Mijn collega vermoedde terecht dat dit mijn antenne voor pseudowetenschap onmiddellijk zou triggeren.

Een collega wees mij op een artikel in de november-editie van The Analytical Scientist. Ik moet bekennen dat ik dat blad niet goed bijhoud, want ondanks dat ik een medium aanstuur dat voor minstens de helft over chemie gaat, ben ik life scientist en is de echte hardcore chemie soms te hoog gegrepen. Ik denk soms de hoofdlijnen te begrijpen, maar een jurering van een posterwedstrijd enige tijd geleden voor wat PhD-studenten anorganische chemie zette me weer met beide benen op de grond. Hoe meer je weet, hoe meer je je realiseert hoeveel je niet weet, om het Dunning-Kruger-effect maar eens te parafraseren. Gelukkig hebben we op onze redactie een mix van kennis en dekken we samen het grootste deel van de chemie en life sciences.

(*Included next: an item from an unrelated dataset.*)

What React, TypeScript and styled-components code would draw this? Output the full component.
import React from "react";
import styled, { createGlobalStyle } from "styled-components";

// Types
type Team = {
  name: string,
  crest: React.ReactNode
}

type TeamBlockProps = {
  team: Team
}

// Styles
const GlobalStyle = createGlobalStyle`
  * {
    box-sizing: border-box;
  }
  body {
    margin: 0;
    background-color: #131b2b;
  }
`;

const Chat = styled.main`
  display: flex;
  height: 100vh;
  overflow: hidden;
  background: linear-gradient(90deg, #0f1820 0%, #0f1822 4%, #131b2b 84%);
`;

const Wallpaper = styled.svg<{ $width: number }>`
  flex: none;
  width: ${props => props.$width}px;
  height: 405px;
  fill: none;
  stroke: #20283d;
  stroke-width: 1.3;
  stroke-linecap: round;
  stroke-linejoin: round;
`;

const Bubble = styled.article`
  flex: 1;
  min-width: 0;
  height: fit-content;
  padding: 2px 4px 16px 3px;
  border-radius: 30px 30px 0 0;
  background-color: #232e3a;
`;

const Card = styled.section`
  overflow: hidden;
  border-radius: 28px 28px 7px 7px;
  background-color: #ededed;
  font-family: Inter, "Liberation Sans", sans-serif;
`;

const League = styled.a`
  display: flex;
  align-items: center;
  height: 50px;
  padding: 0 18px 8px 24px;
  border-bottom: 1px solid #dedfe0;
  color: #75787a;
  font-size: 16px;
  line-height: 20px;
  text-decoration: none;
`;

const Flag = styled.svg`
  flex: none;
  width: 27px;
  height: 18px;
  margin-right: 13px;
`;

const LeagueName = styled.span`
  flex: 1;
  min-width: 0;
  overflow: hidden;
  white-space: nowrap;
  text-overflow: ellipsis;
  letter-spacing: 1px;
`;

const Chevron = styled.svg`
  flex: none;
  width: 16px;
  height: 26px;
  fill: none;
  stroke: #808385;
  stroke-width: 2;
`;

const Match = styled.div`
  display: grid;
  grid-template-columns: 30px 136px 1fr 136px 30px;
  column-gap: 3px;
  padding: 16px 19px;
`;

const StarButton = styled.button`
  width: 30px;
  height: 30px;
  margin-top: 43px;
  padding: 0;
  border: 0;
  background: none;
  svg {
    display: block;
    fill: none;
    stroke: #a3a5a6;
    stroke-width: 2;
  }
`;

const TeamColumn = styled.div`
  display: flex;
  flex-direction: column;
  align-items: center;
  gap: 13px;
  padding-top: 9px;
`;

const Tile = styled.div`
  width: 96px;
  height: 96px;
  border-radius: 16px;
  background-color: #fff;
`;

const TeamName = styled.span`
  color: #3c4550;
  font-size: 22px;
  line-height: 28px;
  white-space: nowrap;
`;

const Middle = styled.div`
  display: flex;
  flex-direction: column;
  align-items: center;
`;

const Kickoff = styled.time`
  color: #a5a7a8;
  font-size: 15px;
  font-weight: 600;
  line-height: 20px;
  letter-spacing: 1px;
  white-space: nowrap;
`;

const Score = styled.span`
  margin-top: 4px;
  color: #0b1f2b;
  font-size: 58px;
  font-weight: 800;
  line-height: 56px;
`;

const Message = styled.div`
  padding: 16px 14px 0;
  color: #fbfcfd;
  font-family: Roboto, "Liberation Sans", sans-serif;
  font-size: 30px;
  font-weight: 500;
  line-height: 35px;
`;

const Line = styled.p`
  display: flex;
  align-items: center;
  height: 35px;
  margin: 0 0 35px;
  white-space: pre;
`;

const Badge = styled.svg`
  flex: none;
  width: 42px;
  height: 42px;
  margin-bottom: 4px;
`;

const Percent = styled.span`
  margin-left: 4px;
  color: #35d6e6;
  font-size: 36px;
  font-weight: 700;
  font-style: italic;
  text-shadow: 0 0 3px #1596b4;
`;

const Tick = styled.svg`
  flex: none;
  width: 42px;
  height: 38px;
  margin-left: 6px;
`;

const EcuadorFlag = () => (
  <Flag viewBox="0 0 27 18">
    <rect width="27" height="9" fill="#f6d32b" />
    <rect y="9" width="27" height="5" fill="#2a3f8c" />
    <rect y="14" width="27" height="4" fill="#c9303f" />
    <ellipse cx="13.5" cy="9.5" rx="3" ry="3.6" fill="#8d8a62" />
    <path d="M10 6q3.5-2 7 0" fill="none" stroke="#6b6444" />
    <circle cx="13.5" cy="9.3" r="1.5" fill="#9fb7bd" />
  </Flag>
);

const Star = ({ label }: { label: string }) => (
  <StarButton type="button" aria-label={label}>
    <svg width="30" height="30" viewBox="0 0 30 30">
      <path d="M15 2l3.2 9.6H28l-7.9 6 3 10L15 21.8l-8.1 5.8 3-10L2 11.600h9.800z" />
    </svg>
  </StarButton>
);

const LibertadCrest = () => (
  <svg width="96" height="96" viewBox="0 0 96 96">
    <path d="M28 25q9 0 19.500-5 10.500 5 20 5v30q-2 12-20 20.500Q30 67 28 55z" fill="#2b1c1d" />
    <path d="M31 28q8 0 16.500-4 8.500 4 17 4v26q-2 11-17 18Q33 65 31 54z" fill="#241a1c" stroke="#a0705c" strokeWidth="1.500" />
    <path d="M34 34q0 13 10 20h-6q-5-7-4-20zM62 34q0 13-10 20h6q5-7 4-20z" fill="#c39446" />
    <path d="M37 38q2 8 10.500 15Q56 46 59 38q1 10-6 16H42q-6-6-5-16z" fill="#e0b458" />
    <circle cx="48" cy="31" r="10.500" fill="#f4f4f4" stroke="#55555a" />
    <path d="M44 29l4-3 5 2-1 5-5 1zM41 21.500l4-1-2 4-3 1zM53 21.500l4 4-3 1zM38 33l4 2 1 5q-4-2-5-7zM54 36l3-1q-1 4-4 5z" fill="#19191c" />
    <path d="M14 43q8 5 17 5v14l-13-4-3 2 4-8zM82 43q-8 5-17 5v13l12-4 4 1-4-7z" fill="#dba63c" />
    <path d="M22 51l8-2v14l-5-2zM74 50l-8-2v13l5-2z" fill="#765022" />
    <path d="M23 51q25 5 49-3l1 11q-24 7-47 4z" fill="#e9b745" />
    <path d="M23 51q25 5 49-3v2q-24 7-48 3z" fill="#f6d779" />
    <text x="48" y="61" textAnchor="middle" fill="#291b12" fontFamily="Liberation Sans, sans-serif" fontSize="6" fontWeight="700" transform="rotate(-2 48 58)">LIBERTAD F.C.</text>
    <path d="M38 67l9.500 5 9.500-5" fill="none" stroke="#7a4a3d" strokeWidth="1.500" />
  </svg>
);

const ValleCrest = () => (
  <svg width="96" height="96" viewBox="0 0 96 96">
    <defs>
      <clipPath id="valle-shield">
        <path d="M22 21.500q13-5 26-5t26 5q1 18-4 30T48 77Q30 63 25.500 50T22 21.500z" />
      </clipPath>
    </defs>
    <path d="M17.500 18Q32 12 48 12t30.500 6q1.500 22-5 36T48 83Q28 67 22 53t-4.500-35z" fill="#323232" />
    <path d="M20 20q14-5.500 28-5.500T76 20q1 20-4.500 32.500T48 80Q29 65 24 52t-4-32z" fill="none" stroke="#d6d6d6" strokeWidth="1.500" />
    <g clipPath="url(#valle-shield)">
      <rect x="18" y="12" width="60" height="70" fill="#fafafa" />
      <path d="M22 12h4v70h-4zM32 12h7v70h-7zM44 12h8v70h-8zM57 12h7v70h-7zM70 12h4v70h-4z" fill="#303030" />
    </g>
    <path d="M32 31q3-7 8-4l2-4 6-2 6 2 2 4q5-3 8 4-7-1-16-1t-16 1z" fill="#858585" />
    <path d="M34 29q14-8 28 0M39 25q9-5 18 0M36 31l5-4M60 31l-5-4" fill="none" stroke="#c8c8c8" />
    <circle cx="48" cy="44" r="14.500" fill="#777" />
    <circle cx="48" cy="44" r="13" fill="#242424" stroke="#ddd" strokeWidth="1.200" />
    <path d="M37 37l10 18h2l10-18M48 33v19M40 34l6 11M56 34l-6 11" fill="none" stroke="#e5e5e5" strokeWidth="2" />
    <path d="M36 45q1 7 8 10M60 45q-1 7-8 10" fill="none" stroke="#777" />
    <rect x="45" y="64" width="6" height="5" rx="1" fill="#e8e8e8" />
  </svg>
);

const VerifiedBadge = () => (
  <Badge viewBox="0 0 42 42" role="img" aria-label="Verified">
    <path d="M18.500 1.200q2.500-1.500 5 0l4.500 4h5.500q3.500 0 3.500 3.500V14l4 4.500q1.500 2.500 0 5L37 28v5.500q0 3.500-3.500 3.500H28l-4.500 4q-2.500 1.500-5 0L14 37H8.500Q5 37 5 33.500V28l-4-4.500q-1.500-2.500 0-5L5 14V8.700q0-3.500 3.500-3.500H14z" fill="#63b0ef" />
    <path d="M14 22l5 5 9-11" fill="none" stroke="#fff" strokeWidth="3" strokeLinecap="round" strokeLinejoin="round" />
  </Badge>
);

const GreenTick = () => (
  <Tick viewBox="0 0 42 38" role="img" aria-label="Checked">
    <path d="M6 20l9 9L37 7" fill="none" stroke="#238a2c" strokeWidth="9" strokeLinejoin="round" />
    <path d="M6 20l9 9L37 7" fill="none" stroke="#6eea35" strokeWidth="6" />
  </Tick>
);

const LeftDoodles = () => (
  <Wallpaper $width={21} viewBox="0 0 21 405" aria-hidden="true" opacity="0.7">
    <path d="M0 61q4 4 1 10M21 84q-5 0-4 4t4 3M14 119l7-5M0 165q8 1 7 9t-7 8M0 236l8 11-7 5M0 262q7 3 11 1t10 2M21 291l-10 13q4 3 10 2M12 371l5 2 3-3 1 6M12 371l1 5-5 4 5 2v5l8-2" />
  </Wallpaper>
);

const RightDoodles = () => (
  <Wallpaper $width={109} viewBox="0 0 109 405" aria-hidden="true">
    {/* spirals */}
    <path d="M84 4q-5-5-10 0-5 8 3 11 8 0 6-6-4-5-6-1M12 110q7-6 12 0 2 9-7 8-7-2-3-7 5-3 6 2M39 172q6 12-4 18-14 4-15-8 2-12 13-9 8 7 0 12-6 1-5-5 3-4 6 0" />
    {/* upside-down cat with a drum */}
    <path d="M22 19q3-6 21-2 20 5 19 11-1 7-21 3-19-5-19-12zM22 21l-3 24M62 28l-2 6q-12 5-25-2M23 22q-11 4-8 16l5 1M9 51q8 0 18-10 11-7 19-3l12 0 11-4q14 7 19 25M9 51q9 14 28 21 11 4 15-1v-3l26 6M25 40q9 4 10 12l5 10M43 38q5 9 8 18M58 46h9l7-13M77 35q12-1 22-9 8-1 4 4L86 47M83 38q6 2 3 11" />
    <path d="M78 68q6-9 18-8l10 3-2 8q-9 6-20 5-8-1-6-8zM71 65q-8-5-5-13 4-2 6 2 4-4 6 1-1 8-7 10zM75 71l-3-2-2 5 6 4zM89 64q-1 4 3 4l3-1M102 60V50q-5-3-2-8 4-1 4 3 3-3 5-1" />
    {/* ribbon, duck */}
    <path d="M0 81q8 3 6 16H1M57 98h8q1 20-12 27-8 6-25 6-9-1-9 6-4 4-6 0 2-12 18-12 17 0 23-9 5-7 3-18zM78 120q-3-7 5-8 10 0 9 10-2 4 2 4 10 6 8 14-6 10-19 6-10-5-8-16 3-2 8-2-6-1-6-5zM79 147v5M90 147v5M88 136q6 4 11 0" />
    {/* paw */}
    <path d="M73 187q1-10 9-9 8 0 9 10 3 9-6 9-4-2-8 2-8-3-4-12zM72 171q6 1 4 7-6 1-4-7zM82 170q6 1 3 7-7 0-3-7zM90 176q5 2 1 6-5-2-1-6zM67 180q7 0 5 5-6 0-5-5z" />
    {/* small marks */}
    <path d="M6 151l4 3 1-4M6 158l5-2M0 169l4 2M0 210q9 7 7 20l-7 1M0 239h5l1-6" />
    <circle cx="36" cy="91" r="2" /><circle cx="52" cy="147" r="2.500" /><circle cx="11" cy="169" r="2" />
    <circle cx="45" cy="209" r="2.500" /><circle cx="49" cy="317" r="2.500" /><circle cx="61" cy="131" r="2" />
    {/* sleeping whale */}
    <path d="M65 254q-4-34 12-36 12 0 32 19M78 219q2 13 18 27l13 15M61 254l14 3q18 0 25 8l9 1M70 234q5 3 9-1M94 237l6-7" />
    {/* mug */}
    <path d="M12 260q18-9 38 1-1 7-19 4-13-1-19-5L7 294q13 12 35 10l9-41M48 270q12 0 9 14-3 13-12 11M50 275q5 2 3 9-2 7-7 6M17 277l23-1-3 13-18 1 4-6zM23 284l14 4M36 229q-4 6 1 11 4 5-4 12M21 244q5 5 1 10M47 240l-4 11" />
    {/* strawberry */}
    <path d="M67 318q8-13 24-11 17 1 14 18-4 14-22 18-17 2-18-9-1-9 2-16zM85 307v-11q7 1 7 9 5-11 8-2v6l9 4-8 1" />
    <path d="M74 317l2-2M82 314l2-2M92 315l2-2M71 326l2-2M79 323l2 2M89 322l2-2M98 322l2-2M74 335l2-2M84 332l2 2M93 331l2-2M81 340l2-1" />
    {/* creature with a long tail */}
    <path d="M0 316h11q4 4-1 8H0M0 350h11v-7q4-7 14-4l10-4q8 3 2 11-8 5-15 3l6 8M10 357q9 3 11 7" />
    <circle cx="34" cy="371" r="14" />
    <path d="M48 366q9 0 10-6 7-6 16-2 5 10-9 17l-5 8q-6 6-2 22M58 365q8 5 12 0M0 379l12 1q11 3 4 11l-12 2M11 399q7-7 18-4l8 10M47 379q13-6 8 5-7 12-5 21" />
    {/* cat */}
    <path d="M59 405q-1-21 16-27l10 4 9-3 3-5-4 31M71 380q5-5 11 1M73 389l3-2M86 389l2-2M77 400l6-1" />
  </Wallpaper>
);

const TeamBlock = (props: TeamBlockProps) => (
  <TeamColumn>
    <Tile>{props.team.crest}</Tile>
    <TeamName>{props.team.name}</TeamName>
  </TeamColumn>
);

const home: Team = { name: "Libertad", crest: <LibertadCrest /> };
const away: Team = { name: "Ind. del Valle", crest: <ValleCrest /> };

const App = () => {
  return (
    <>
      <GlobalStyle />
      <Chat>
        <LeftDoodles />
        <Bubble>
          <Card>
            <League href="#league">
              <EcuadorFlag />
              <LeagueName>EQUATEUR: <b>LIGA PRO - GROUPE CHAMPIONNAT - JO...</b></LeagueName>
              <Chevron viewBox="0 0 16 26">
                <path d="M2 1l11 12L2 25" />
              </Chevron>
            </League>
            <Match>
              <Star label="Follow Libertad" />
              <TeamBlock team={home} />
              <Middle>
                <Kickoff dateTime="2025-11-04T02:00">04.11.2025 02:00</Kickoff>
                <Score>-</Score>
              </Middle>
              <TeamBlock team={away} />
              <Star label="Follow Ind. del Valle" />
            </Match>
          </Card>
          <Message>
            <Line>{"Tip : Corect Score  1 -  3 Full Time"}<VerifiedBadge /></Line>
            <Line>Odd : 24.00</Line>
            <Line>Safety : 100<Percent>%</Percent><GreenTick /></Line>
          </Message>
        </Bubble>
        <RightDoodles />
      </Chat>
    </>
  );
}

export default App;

Terug naar The Analytical Scientist. Het blad blijkt een stuk minder hardcore te zijn dan ik dacht en het artikel waar de collega mij op wees, is zeer toegankelijk. Cleaning up your act – How analytical science is contributing to a greener planet beschrijft The Greenpeace Research Laboratories aan de University of Exeter (VK). Mijn collega vermoedde terecht dat dit mijn antenne voor pseudowetenschap onmiddellijk zou triggeren en ik sleep mijn pen alvast voor een vlammend betoog.

Greenpeace is immers de club die onder meer genetische modificatie radicaal afwijst, ondanks stevig wetenschappelijk bewijs dat het veel goed kan doen; ik heb het daar vaker over gehad op deze plek. Wat doet zo’n club die op verschillende terreinen ongenuanceerd en onwetenschappelijk opereert dan aan een respectabele universiteit? Het lijkt op de kwakzalverij-opleidingen neuro-linguïstisch programmeren (NLP) en ‘complementaire zorg’ aan de HAN, en de flirt die sommige artsenopleidingen af en toe hebben met alternatieve geneeswijzes in het curriculum.

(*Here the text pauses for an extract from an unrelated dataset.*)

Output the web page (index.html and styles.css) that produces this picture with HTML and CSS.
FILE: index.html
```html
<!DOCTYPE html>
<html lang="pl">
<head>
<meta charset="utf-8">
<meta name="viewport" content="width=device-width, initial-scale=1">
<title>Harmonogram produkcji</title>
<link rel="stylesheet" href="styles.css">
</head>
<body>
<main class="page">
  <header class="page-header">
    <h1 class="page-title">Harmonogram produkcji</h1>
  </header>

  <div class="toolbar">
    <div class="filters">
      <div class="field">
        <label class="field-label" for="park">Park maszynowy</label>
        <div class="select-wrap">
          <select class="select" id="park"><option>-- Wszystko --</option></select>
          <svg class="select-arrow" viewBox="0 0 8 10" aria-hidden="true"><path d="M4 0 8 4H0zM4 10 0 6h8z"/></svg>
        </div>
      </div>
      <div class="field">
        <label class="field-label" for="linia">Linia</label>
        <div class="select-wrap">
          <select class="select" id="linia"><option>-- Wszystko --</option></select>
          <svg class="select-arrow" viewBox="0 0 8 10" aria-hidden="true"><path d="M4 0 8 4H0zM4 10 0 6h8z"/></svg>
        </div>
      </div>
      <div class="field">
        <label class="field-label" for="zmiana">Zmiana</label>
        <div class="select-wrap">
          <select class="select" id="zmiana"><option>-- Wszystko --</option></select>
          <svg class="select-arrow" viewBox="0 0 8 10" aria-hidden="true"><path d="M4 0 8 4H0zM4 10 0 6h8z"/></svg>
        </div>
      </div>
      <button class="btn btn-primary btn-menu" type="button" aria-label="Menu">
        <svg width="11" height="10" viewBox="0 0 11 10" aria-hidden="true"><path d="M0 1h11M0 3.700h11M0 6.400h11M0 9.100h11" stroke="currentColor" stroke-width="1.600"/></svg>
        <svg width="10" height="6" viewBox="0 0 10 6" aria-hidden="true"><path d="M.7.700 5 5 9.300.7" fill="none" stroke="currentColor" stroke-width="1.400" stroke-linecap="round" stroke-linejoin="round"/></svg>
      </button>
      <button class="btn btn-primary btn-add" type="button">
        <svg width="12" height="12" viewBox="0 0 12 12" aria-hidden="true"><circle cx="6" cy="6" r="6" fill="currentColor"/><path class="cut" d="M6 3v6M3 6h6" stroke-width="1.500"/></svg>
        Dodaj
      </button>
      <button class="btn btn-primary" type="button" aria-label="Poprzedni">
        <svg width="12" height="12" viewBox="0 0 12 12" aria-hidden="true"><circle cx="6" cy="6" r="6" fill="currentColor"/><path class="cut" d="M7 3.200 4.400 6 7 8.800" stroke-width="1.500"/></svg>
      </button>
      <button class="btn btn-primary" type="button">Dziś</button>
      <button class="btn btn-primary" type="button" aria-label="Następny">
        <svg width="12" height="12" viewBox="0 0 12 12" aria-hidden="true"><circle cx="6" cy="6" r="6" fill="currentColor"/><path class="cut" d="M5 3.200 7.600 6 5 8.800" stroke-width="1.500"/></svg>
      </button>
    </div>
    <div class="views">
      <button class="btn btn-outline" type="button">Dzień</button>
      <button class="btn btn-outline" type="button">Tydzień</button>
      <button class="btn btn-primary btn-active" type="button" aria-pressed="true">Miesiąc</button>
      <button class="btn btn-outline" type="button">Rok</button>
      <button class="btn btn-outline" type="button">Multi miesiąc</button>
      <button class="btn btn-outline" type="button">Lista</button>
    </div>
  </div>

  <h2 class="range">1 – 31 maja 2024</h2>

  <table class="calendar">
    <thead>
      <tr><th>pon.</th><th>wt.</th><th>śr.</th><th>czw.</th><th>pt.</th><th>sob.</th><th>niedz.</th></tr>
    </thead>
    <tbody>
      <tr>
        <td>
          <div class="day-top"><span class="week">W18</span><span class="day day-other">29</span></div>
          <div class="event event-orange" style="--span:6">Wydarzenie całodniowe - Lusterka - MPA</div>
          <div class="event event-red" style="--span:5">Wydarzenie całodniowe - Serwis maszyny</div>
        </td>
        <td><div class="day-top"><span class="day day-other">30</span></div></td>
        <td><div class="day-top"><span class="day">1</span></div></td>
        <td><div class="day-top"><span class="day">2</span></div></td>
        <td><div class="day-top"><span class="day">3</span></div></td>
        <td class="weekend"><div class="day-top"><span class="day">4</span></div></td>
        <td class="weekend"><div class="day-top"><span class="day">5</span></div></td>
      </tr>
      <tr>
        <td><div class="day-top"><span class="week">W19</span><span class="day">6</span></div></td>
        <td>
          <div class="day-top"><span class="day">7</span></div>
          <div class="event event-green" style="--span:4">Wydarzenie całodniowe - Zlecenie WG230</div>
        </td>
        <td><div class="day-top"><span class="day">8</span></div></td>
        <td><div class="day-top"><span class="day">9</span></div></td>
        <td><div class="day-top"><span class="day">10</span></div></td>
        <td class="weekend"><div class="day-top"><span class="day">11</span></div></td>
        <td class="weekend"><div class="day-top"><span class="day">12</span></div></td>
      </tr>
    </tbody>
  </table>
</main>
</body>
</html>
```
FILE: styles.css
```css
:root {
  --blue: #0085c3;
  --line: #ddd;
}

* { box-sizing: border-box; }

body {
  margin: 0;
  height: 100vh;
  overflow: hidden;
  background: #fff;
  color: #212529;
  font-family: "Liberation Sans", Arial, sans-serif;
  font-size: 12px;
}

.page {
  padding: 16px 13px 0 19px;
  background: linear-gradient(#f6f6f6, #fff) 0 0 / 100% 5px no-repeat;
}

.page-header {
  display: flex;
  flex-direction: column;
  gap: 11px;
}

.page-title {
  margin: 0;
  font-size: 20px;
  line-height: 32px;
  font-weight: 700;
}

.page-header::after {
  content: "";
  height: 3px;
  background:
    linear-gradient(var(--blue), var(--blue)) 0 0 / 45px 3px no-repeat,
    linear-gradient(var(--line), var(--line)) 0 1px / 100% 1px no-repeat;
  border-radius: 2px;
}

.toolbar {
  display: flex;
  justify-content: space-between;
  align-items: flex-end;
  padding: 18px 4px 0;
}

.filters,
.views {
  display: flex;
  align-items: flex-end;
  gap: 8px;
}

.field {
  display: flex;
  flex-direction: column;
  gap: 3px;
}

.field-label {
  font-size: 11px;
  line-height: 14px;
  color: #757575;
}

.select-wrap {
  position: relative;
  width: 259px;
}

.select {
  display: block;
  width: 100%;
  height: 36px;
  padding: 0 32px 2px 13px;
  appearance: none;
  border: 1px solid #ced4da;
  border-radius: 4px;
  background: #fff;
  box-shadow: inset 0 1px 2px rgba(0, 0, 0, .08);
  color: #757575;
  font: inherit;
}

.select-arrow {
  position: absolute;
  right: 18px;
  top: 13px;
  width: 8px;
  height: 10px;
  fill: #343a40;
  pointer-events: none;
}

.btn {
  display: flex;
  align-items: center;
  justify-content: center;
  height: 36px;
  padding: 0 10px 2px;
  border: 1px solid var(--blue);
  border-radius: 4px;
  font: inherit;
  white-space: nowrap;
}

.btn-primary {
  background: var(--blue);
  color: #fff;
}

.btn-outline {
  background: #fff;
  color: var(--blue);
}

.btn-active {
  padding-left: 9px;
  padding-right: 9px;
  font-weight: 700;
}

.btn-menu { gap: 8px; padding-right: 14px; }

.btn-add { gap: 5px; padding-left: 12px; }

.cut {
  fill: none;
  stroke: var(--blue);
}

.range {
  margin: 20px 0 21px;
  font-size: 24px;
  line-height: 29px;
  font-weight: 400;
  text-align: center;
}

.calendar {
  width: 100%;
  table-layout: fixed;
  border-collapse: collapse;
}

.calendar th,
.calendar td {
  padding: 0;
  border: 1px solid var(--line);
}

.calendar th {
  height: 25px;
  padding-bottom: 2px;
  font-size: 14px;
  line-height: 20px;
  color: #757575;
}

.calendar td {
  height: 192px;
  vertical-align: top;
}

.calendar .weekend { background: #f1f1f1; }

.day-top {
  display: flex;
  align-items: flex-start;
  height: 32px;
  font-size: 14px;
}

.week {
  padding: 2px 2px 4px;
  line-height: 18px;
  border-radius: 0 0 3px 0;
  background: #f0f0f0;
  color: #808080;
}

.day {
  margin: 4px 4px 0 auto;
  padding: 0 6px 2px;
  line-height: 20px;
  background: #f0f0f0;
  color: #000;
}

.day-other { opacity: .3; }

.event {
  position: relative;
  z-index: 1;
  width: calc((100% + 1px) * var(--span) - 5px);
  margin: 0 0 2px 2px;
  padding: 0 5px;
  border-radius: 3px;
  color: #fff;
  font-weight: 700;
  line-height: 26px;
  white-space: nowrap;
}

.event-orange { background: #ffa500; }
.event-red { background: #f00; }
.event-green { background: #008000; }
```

De praktijk is meestal weerbarstiger, zo ook nu. David Santillo, die als analytisch chemicus in het Greenpeace-lab werkt, blijkt genuanceerd en heeft wetenschappelijke standaarden hoog in zijn vaandel staan. Hij vertelt hoe het werk van de Greenpeace-wetenschappers bijdraagt aan inzichten in vervuiling van microplastics, organische verbindingen en zware metalen, zowel in algemene zin als op specifieke locaties. Overheden schatten hun werk op waarde. Publicatie gebeurt in gerespecteerde peer-reviewed tijdschriften en transparantie is een sleutelbegrip in hun werk. En Santillo is er trots op dat hun – aanvankelijk sceptisch ontvangen – pionierende methodologie om massapectrometrie in te zetten voor broad-spectrum analysis van vervuilende stoffen, na twintig jaar inmiddels breed geaccepteerd is. Zoals Santillo het zelf zegt: ‘People may have different views on the policy implications of our work, but the science itself is very rarely challenged.

Shakespeare had wellicht gelijk in zijn toneelstuk Henry IV: ‘Sometimes there’s honour among thieves.’ Vrij vertaald: het wil nog niet zeggen dat iets slecht is, alleen omdat het van Greenpeace afkomstig is.